The egg itself is kind of neat, but farming in general—the variety of work, the diversity of challenges, and the opportunities you get… it’s just fun being a farmer.
I’ve always been involved with farming, whether it was for my parents or for someone else. I’ve always enjoyed it.
I guess in a way, the egg industry chose me. I was willing to put in the effort to do any sort of farming I could on my own, and through the new entrant program I was lucky enough to get the experience.
How do new entrant programs help prepare future egg farmers?

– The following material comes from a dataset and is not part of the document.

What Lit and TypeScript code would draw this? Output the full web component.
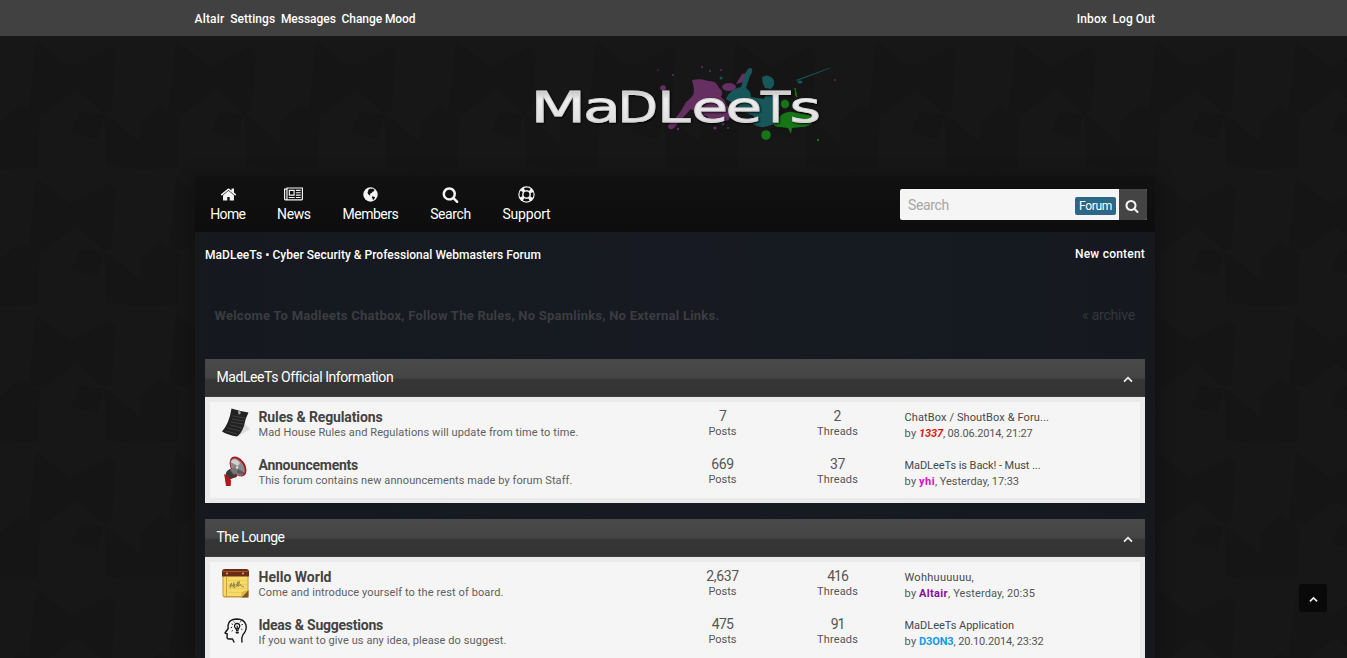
import { LitElement, html, svg, css } from "lit";
import { customElement, property } from "lit/decorators.js";

/* A run of text tracked so that it spans the given measure. */
@customElement("fit-text")
class FitText extends LitElement {
  @property() text = "";
  @property({ type: Number }) w = 0;
  static styles = css`
    :host { display: inline-block; white-space: pre; }
    .run { display: inline-block; }
  `;
  updated() {
    const run = this.renderRoot.querySelector(".run") as HTMLElement;
    run.style.letterSpacing = "0px";
    const natural = run.getBoundingClientRect().width;
    if (this.w && this.text.length) {
      run.style.letterSpacing = `${(this.w - natural) / this.text.length}px`;
    }
  }
  render() {
    return html`<span class="run">${this.text}</span>`;
  }
}

const t = (text: string, w: number) => html`<fit-text .text=${text} .w=${w}></fit-text>`;

const searchPath =
  "M1216 832q0-185-131.500-316.500t-316.500-131.500-316.500 131.500-131.500 316.500 131.500 316.500 316.500 131.500 316.500-131.500 131.500-316.500zm512 832q0 52-38 90t-90 38q-54 0-90-38l-343-342q-179 124-399 124-143 0-273.500-55.500t-225-150-150-225-55.500-273.500 55.500-273.500 150-225 225-150 273.500-55.500 273.500 55.500 225 150 150 225 55.500 273.500q0 220-124 399l343 343q37 37 37 90z";

const icons: Record<string, unknown> = {
  home: html`<svg class="ico nudge" width="17" height="17" viewBox="0 0 1792 1792"><path d="M1472 992v480q0 26-19 45t-45 19h-384v-384h-256v384h-384q-26 0-45-19t-19-45v-480q0-1 .5-3t.5-3l575-474 575 474q1 2 1 6zm223-69l-62 74q-8 9-21 11h-3q-13 0-21-7l-692-577-692 577q-12 8-24 7-13-2-21-11l-62-74q-8-10-7-23.500t11-21.500l719-599q32-26 76-26t76 26l244 204v-195q0-14 9-23t23-9h192q14 0 23 9t9 23v408l219 182q10 8 11 21.500t-7 23.500z"/></svg>`,
  news: html`<svg class="ico" width="19" height="17" viewBox="0 0 2048 1792"><path d="M1024 512h-384v384h384v-384zm128 640v128h-640v-128h640zm0-768v640h-640v-640h640zm640 768v128h-512v-128h512zm0-256v128h-512v-128h512zm0-256v128h-512v-128h512zm0-256v128h-512v-128h512zm-1536 960v-960h-128v960q0 26 19 45t45 19 45-19 19-45zm1664 0v-1088h-1536v1088q0 33-11 64h1483q26 0 45-19t19-45zm128-1216v1216q0 80-56 136t-136 56h-1664q-80 0-136-56t-56-136v-1088h256v-128h1792z"/></svg>`,
  members: html`<svg class="ico" width="17" height="17" viewBox="0 0 17 17"><circle cx="8.500" cy="8.500" r="7.200"/><path class="cut" d="M6.400 3.800l1.800-1.300 1.300.6 1.300-.5 1.800 1.400-1 1.400-1.300.4-.5 1.200-1.500.5-.4 1 .7.8-.7.3-1.400-1.200-1-1.700.6-1.500zM10 10.400l1.600.1 1.500 1-1 1.700-1.300.7-.2-1.400-.8-1.100z"/></svg>`,
  search: html`<svg class="ico" width="17" height="17" viewBox="0 0 1792 1792"><path d=${searchPath}/></svg>`,
  support: html`<svg class="ico" width="17" height="17" viewBox="0 0 17 17"><circle cx="8.500" cy="8.500" r="8.200"/><circle class="ring" cx="8.500" cy="8.500" r="5.700"/><circle class="cut" cx="8.500" cy="8.500" r="2.900"/></svg>`,
};

const chevron = html`<svg class="chev" width="10" height="7" viewBox="0 0 10 7"><path d="M1 5.600L5 1.700 9 5.600"/></svg>`;

const forumIcons: Record<string, unknown> = {
  paper: html`<svg width="32" height="32" viewBox="0 0 32 32">
    <path d="M25 17l5 5-11 7z" fill="#dcdcdc"/>
    <path d="M11.500 1.500Q19 4 28.500 5.500 25 12 24 19q-3 8-7 10.500Q8 28 2 24.500 9 17 11.500 1.500z" fill="#222"/>
    <path d="M13 9l12 2M12 12l12 2M11 15l12 2M10 18l12 3M8 21l12 3M6 24l11 3" stroke="#404040" fill="none"/>
    <path d="M18 4l2.500.5v2.500l-2 .5z" fill="#aaa"/></svg>`,
  horn: html`<svg width="32" height="32" viewBox="0 0 32 32">
    <path d="M6 18l7-4 4 8-7 2 .5 7H6L5 23z" fill="#b30d12"/>
    <path d="M10 14Q5 16 6 21l5 3 7-4-2-8z" fill="#3b3b3b"/><path d="M4 19l6 4 1 3-.5 5H6.500z" fill="#b4161a"/>
    <ellipse cx="18" cy="11.500" rx="7.200" ry="11" transform="rotate(-33 18 11.500)" fill="#a8151b"/>
    <ellipse cx="17.600" cy="12" rx="5.900" ry="9.600" transform="rotate(-33 17.600 12)" fill="#8a8a8a"/>
    <path d="M10.500 7Q14 1 20 8l-2 3z" fill="#d0d0d0"/><path d="M17 13l8 5q-4 4-9-1z" fill="#5b5b5b"/>
    <path d="M10 15l6-4 3 3-5 6z" fill="#777"/><circle cx="17" cy="12.500" r="1.300" fill="#ddd"/></svg>`,
  note: html`<svg width="32" height="32" viewBox="0 0 32 32">
    <rect x="2.500" y="2.500" width="26" height="28" rx="2" fill="#c9973c"/><rect x="3.500" y="8" width="24" height="21" fill="#f7db69"/>
    <path d="M2 5q0-3 3-3h21q3 0 3 3v4.500H2z" fill="#6b2c15"/><path d="M3 4.500h25" stroke="#9c5a3a"/><path d="M6.500 10v19" stroke="#d79b3b"/>
    <path d="M8 13.500h19M8 17.500h19M8 21.500h19M8 25.500h15" stroke="#ecca58"/>
    <path d="M9 20q2-2 2.500-4l-1 5M10 19l3-.5 1-3-1 5M13.500 19.500q2-1 1.500-2t-1 2 2 0l2-5-1 5 2.500-5-1 5 2-2 .5 1.500 3 1" stroke="#7d7048" stroke-width=".7" fill="none"/>
    <circle cx="7" cy="6.500" r="1.100" fill="#d99e60"/><circle cx="23" cy="6.500" r="1.100" fill="#d99e60"/><path d="M28.500 23v7.500h-7z" fill="#7b5a20"/><path d="M21 30l1-5 6-2z" fill="#e9ab3a"/></svg>`,
  head: html`<svg width="32" height="32" viewBox="0 0 32 32" fill="none" stroke="#151515" stroke-width="1.400" stroke-linecap="round" stroke-linejoin="round">
    <path d="M22 27q-1-4 1-7.500 4-4 3-9.500Q24 4 17 4 8.500 4.300 8 10.500L8.200 13.500l-3.200 4.500 2.300 1-.3 3q0 2 2 2h3.500l1.500 3"/>
    <path d="M14.500 11.500q0-3 2.500-3.200 2.800.2 2.800 3-.5 1.500-1.500 2.700l-.3 1.500h-1.500l-.3-1.500q-1.200-1-1.700-2.500zM17.200 11v3" stroke-width="1.200"/><path d="M16.500 17.500h1.500" stroke-width="1.800"/>
    <path d="M12 9l.6.300M14 6.800l.3.400M20.500 6.600l-.3.400M22.500 9.500l-.6.200M11.200 12.500h.5M12 16l.5-.3M22 14.500l-.5-.3" stroke-width="1"/></svg>`,
};

interface Row {
  icon: string; title: [string, number]; desc: [string, number];
  posts: [string, number]; threads: [string, number];
  last: [string, number]; user: [string, number]; tone: string; when: [string, number];
}

const blocks: { title: [string, number]; rows: Row[] }[] = [
  {
    title: ["MadLeeTs Official Information", 175.500],
    rows: [
      { icon: "paper", title: ["Rules & Regulations", 124], desc: ["Mad House Rules and Regulations will update from time to time.", 320], posts: ["7", 7], threads: ["2", 8], last: ["ChatBox / ShoutBox & Foru...", 144.500], user: ["1337", 24], tone: "red", when: [", 08.06.2014, 21:27", 89.500] },
      { icon: "horn", title: ["Announcements", 99.500], desc: ["This forum contains new announcements made by forum Staff.", 314], posts: ["669", 22.500], threads: ["37", 15], last: ["MaDLeeTs is Back! - Must ...", 136], user: ["yhi", 16], tone: "pink", when: [", Yesterday, 17:33", 84] },
    ],
  },
  {
    title: ["The Lounge", 68],
    rows: [
      { icon: "note", title: ["Hello World", 73], desc: ["Come and introduce yourself to the rest of board.", 245], posts: ["2,637", 32.500], threads: ["416", 20.500], last: ["Wohhuuuuuu,", 69.500], user: ["Altair", 29], tone: "purple", when: [", Yesterday, 20:35", 87] },
      { icon: "head", title: ["Ideas & Suggestions", 124.500], desc: ["If you want to give us any idea, please do suggest.", 248], posts: ["475", 21.500], threads: ["91", 13.500], last: ["MaDLeeTs Application", 109.500], user: ["D3ON3", 34.500], tone: "blue", when: [", 20.10.2014, 23:32", 90] },
    ],
  },
];

const nav: [string, string, number][] = [
  ["home", "Home", 35], ["news", "News", 33.500], ["members", "Members", 56],
  ["search", "Search", 40.500], ["support", "Support", 48],
];

const glyphs: [string, number, number][] = [
  ["M", 530.600, 55.500], ["a", 583, 38], ["D", 617.600, 40.500], ["L", 657, 33.500],
  ["e", 691.500, 36.500], ["e", 725.500, 36.500], ["T", 761, 29.300], ["s", 789.500, 31.500],
];

@customElement("app-root")
class AppRoot extends LitElement {
  static styles = css`
    :host { display: block; position: relative; height: 658px; overflow: hidden; color: #fff;
      font-family: Roboto, "Noto Sans", sans-serif; background-color: #171717;
      background-image: url("data:image/svg+xml,%3Csvg xmlns='http://www.w3.org/2000/svg' width='140' height='137'%3E%3Cg fill='%23151515'%3E%3Cpath d='M36 4l34 26 40-20 6 6-4 60-8 2-28-24-32 24-16-2z'/%3E%3Cpath d='M0 86l20-18 20 12-2 52-38 2zM104 76l36 30v28l-34-4zM70 96l10-20 24 2-6 26z'/%3E%3C/g%3E%3C/svg%3E");
      background-position: 0 36px; }
    * { box-sizing: border-box; }
    fit-text { vertical-align: top; }
    .top { height: 36px; background: #414141; display: flex; justify-content: center; }
    .topin { width: 961px; display: flex; justify-content: space-between; font-size: 12px; line-height: 38px; font-weight: 500; position: relative; left: 1px; }
    .links { display: flex; gap: 5.700px; }
    .links:first-child { padding-left: .5px; }
    .brand { height: 141px; display: block; }
    .logo { display: block; }
    .letters { font-family: "DejaVu Sans", sans-serif; font-size: 43px; }
    .wrap { width: 960px; margin-left: 195px; height: 481px; box-shadow: 0 0 12px 2px #111; background: linear-gradient(90deg, #16181b, #15191f 2%, #171a22 50%, #15191f 98%, #16181b); }
    .nav { height: 55px; background: linear-gradient(#111, #0d0d0d); display: flex; justify-content: space-between; padding: 0 8px 0 15.300px; }
    .items { display: flex; gap: 31.800px; }
    .item { display: flex; flex-direction: column; align-items: center; padding-top: 9px; font-size: 14px; line-height: 20px; }
    .ico { fill: #f4f4f4; display: block; height: 17px; margin-bottom: 1px; }
    .nudge { margin-left: 1px; }
    .cut { fill: #0e0e0e; }
    .ring { fill: none; stroke: #0e0e0e; stroke-width: 2.600; stroke-dasharray: 5.600 3.353; stroke-dashoffset: 2.800; }
    .find { margin-top: 12px; height: 31px; width: 247px; display: flex; border-radius: 2px; overflow: hidden; background: #f5f5f5; }
    .field { flex: 1; padding-left: 8px; color: #a5a5a5; font-size: 14px; line-height: 33px; }
    .badge { margin: 8px 3px 0 0; width: 41px; height: 18px; background: #2b6888; border-radius: 2px; text-align: center; font-size: 12px; line-height: 19px; }
    .go { width: 28px; background: #444; display: flex; align-items: center; justify-content: center; padding: 3px 2px 0 0; }
    .go .ico { width: 14px; height: 14px; }
    .crumbs { height: 69px; padding: 13px 10px 0; display: flex; justify-content: space-between; font-size: 12px; line-height: 21px; font-weight: 500; }
    .crumbs .right { line-height: 19px; }
    .chat { height: 58px; padding: 4px 20px 0 19.500px; display: flex; justify-content: space-between; font-size: 13px; line-height: 21px; color: #3b3d40; font-weight: 700; }
    .chat .right { font-weight: 400; color: #34373b; line-height: 20px; font-size: 14px; }
    .block { margin: 0 10px 16px; }
    .head { height: 38px; background: linear-gradient(#494a49, #434443 50%, #363636 54%, #333 96%, #444 100%); display: flex; justify-content: space-between; padding: 0 12.500px 0 11.500px; font-size: 14px; line-height: 37px; }
    .chev { fill: none; stroke: #eee; stroke-width: 1.800; display: block; }
    .head .chev { margin-top: 17px; }
    .body { background: #f5f5f5; border: 5px solid #eaeaea; height: 106px; }
    .row { height: 48px; display: grid; grid-template-columns: 48.500px 396px 136px 94px 1fr; color: #555; font-size: 11px; line-height: 15px; }
    .pic { padding: 5px 0 0 10px; }
    .pic svg { display: block; }
    .title { font-size: 14px; font-weight: 700; color: #434343; line-height: 16px; padding-top: 7px; }
    .desc { color: #606060; line-height: 16px; }
    .num { text-align: center; }
    .big { font-size: 14px; line-height: 16px; padding-top: 6px; }
    .cap { line-height: 16px; }
    .last { padding-left: 20px; padding-top: 8px; color: #484848; line-height: 16px; }
    .by { display: flex; color: #555; }
    .by b { font-weight: 700; margin-left: 2.500px; }
    .red { color: #e41212; font-style: italic; }
    .pink { color: #dc0cc4; }
    .purple { color: #8a0c9c; }
    .blue { color: #1699e8; }
    .totop { position: absolute; left: 1299px; top: 584px; width: 28px; height: 28px; border-radius: 3px; background: #090909; display: flex; align-items: center; justify-content: center; padding-top: 3px; }
    .totop .chev { width: 9px; }
  `;

  logo() {
    return html`<svg class="logo" width="1347" height="141" viewBox="0 36 1347 141" aria-label="MaDLeeTs">
      <defs><linearGradient id="m" x1="0" y1="0" x2="0" y2="1"><stop offset="0" stop-color="#999"/><stop offset=".35" stop-color="#eee"/><stop offset=".75" stop-color="#e2e2e2"/><stop offset="1" stop-color="#999"/></linearGradient>
      <filter id="s" x="-5%" y="-20%" width="110%" height="150%"><feDropShadow dx="1" dy="1" stdDeviation="1.300" flood-color="#000" flood-opacity="1"/></filter></defs>
      <g fill="#662f62"><path d="M692 80q10-2 16 1 8-1 11 7 5 3 2 9 8 6 5 15l3 8-4 1-6-1-8-3-10-2-10-6q-8 8-17 19-4 3-6-1 0-3 4-5 8-8 14-20 7-5 8-10 0-6-2-12z"/>
        <path d="M704 110l24-4 2 12-10 6-4-3-5 3z"/><ellipse cx="729" cy="87" rx="7" ry="4"/><path d="M736 84l6-10 4-1-2 9z"/><circle cx="663" cy="88" r="2.800"/><circle cx="702" cy="67" r="1"/><circle cx="673" cy="75" r="1"/><circle cx="710" cy="71" r="1"/><circle cx="678" cy="129" r="1.200"/><circle cx="715" cy="128" r="1.600"/><circle cx="723" cy="124" r="1.300"/><circle cx="728" cy="128" r="1"/><circle cx="835" cy="80" r="1"/><circle cx="721" cy="70" r="1"/><circle cx="658" cy="70" r=".8"/></g>
      <g fill="#175659"><path d="M726 99q4-10 15-12l5-15q3-6 6-3 1 3-2 7l-4 12q5 3 5 9l13 2 3-8 6 2 5-1 2 9-1 21-5 2-6 2q-8 3-15-2l1-8-13-5-7-7z"/><path d="M762 77q5-3 9 0 4 2 3 8l-3 4-6-1q-3-5-3-11z"/><path d="M796 80l33-12 2 0-34 13z"/><ellipse cx="800" cy="82" rx="2.500" ry="1.500"/><circle cx="721" cy="78" r="1.500"/></g>
      <g fill="#167516"><path d="M774 123q4-3 6-7 7-5 12-4l17 3q6 2 5 6-4 6-13 6l-9 1-1 6-3-6-8-1q-7 0-6-4z"/><circle cx="766" cy="135" r="4.800"/><circle cx="785" cy="104" r="4.200"/><path d="M795 88l2 9-1-1z" stroke="#167516"/><circle cx="779" cy="109" r="1.200"/><circle cx="818" cy="140" r="1.200"/><circle cx="793" cy="107" r="1.300"/></g>
      <text class="letters" y="122" fill="url(#m)" stroke="#d8d8d8" stroke-width=".8" filter="url(#s)">${glyphs.map(([c, x, w]) => svg`<tspan x=${x} textLength=${w} lengthAdjust="spacingAndGlyphs">${c}</tspan>`)}</text>
    </svg>`;
  }

  row(r: Row) {
    return html`<div class="row">
      <div class="pic">${forumIcons[r.icon]}</div>
      <div><div class="title">${t(...r.title)}</div><div class="desc">${t(...r.desc)}</div></div>
      <div class="num"><div class="big">${t(...r.posts)}</div><div class="cap">${t("Posts", 28)}</div></div>
      <div class="num"><div class="big">${t(...r.threads)}</div><div class="cap">${t("Threads", 41)}</div></div>
      <div class="last"><div>${t(...r.last)}</div>
        <div class="by">${t("by", 12)}<b class=${r.tone}>${t(...r.user)}</b>${t(...r.when)}</div></div>
    </div>`;
  }

  render() {
    return html`
      <div class="top"><div class="topin">
        <div class="links">${t("Altair", 30)}${t("Settings", 45)}${t("Messages", 55)}${t("Change Mood", 74)}</div>
        <div class="links">${t("Inbox", 30)}${t("Log Out", 42.500)}</div>
      </div></div>
      <div class="brand">${this.logo()}</div>
      <div class="wrap">
        <div class="nav">
          <div class="items">${nav.map(([i, l, w]) => html`<div class="item">${icons[i]}${t(l, w)}</div>`)}</div>
          <div class="find"><div class="field">${t("Search", 41)}</div><div class="badge">${t("Forum", 33)}</div><div class="go">${icons.search}</div></div>
        </div>
        <div class="crumbs"><div>${t("MaDLeeTs • Cyber Security & Professional Webmasters Forum", 336)}</div><div class="right">${t("New content", 70)}</div></div>
        <div class="chat"><div>${t("Welcome To Madleets Chatbox, Follow The Rules, No Spamlinks, No External Links.", 505)}</div><div class="right">${t("« archive", 53)}</div></div>
        ${blocks.map((b) => html`<div class="block"><div class="head">${t(...b.title)}${chevron}</div><div class="body">${b.rows.map((r) => this.row(r))}</div></div>`)}
      </div>
      <div class="totop">${chevron}</div>`;
  }
}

Great question! Most provincial egg farming boards have programs in place, and in British Columbia I had opportunities to talk with local farmers who were totally willing to show me all about their work—I could ask how do you do this? and what’s the reason for that?
I was introduced to a great group of local farmers that I could call up any time. They were the most helpful part of my learning curve.
What makes you proud to be a Canadian egg farmer?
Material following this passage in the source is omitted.